When he started coaching the kids who came through the MLCAS doors, van Schalkwyk first assumed that his job would be to teach how to play cricket. It didn’t take long for him to realise how wrong he was. The landscape has changed so much from the time he broke through.
Besides the conversations he had with Van Zyl and a few senior players at the Dragons, Van Schalkwyk had learned through trial and error for most of his career. Besides having to learn his craft in a new city, with a new team, being over 1200kms away from his family meant that Van Schalkwyk had to learn to fend for himself. He developed survival skills while he was fashioning the mental skills to deal with failure in the same way that his father had during his day.
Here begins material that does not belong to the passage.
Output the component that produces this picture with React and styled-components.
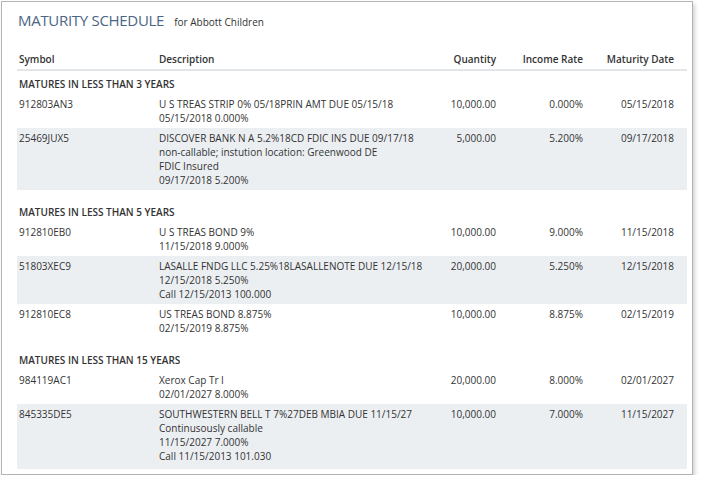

“It was a tough time, balancing my career and looking after myself, making sure everything was up-to-date - bills paid and stuff. It takes a lot. But, things are different now, these kids don’t necessarily have to go through what my generation went through,” he explained.
As he sees it, when he is coaching the youngsters who walk through the MLCAS does, his job is not limited to making sure that their technique is on point, middling the ball and hitting the target with their deliveries. His duty is to help them become well-rounded individuals.
“One of my biggest jobs is teaching these youngsters that failure is not the end of the world. I encourage them to fail forward. As long as they are failing and learning, I am happy. But if they keep bumping into the same issue for weeks, there is a problem,” he added.
Van Schalkwyk is still inspired to play and performs well for the USA national team, however, he finds a deep fulfilment when he helps future stars grow and develop into better young men and women.